Required task
Give back the full listing, character for character, with no pictures.

Information provided
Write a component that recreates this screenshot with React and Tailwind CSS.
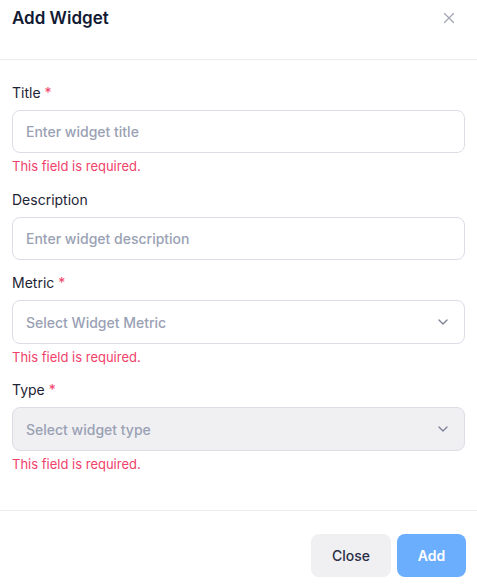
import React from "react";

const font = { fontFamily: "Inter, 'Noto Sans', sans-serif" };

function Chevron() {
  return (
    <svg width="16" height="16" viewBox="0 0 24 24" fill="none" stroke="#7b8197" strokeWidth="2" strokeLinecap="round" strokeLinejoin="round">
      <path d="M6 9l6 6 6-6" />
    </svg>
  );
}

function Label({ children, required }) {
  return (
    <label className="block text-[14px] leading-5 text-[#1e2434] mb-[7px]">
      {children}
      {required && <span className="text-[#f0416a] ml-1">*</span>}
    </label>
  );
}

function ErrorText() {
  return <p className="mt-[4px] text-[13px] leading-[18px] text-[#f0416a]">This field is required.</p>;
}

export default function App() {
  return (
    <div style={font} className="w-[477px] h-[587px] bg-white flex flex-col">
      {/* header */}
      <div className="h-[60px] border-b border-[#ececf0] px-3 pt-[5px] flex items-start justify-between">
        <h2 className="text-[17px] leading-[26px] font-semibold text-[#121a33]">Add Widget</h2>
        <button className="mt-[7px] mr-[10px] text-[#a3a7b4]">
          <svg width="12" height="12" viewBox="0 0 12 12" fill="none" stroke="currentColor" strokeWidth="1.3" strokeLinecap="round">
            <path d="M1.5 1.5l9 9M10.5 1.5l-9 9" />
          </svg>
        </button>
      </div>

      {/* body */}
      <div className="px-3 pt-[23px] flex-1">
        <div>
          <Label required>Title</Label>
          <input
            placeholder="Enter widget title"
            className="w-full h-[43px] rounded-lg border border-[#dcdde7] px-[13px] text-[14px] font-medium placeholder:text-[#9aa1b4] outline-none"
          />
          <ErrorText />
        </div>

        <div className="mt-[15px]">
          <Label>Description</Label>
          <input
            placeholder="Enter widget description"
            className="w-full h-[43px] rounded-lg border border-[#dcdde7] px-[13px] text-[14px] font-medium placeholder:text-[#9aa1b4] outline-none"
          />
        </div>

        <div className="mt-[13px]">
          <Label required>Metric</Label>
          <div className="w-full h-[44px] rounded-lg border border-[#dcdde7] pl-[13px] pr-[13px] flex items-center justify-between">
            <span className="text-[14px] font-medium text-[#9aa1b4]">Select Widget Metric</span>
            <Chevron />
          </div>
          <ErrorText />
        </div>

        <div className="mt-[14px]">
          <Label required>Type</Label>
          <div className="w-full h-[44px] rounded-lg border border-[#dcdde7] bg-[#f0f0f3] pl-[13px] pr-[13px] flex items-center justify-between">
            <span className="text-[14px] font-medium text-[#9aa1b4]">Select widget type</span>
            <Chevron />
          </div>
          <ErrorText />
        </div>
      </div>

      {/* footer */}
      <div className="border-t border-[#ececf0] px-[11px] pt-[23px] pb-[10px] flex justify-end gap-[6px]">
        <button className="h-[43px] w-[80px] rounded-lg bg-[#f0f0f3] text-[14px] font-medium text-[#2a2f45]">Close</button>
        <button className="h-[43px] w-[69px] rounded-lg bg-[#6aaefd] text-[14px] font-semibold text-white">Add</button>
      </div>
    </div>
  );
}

Problem solution
Write a component that recreates this screenshot with React and Tailwind CSS.
import React from "react";

const font = { fontFamily: "Inter, 'Noto Sans', sans-serif" };

function Chevron() {
  return (
    <svg width="16" height="16" viewBox="0 0 24 24" fill="none" stroke="#7b8197" strokeWidth="2" strokeLinecap="round" strokeLinejoin="round">
      <path d="M6 9l6 6 6-6" />
    </svg>
  );
}

function Label({ children, required }) {
  return (
    <label className="block text-[14px] leading-5 text-[#1e2434] mb-[7px]">
      {children}
      {required && <span className="text-[#f0416a] ml-1">*</span>}
    </label>
  );
}

function ErrorText() {
  return <p className="mt-[4px] text-[13px] leading-[18px] text-[#f0416a]">This field is required.</p>;
}

export default function App() {
  return (
    <div style={font} className="w-[477px] h-[587px] bg-white flex flex-col">
      {/* header */}
      <div className="h-[60px] border-b border-[#ececf0] px-3 pt-[5px] flex items-start justify-between">
        <h2 className="text-[17px] leading-[26px] font-semibold text-[#121a33]">Add Widget</h2>
        <button className="mt-[7px] mr-[10px] text-[#a3a7b4]">
          <svg width="12" height="12" viewBox="0 0 12 12" fill="none" stroke="currentColor" strokeWidth="1.3" strokeLinecap="round">
            <path d="M1.5 1.5l9 9M10.5 1.5l-9 9" />
          </svg>
        </button>
      </div>

      {/* body */}
      <div className="px-3 pt-[23px] flex-1">
        <div>
          <Label required>Title</Label>
          <input
            placeholder="Enter widget title"
            className="w-full h-[43px] rounded-lg border border-[#dcdde7] px-[13px] text-[14px] font-medium placeholder:text-[#9aa1b4] outline-none"
          />
          <ErrorText />
        </div>

        <div className="mt-[15px]">
          <Label>Description</Label>
          <input
            placeholder="Enter widget description"
            className="w-full h-[43px] rounded-lg border border-[#dcdde7] px-[13px] text-[14px] font-medium placeholder:text-[#9aa1b4] outline-none"
          />
        </div>

        <div className="mt-[13px]">
          <Label required>Metric</Label>
          <div className="w-full h-[44px] rounded-lg border border-[#dcdde7] pl-[13px] pr-[13px] flex items-center justify-between">
            <span className="text-[14px] font-medium text-[#9aa1b4]">Select Widget Metric</span>
            <Chevron />
          </div>
          <ErrorText />
        </div>

        <div className="mt-[14px]">
          <Label required>Type</Label>
          <div className="w-full h-[44px] rounded-lg border border-[#dcdde7] bg-[#f0f0f3] pl-[13px] pr-[13px] flex items-center justify-between">
            <span className="text-[14px] font-medium text-[#9aa1b4]">Select widget type</span>
            <Chevron />
          </div>
          <ErrorText />
        </div>
      </div>

      {/* footer */}
      <div className="border-t border-[#ececf0] px-[11px] pt-[23px] pb-[10px] flex justify-end gap-[6px]">
        <button className="h-[43px] w-[80px] rounded-lg bg-[#f0f0f3] text-[14px] font-medium text-[#2a2f45]">Close</button>
        <button className="h-[43px] w-[69px] rounded-lg bg-[#6aaefd] text-[14px] font-semibold text-white">Add</button>
      </div>
    </div>
  );
}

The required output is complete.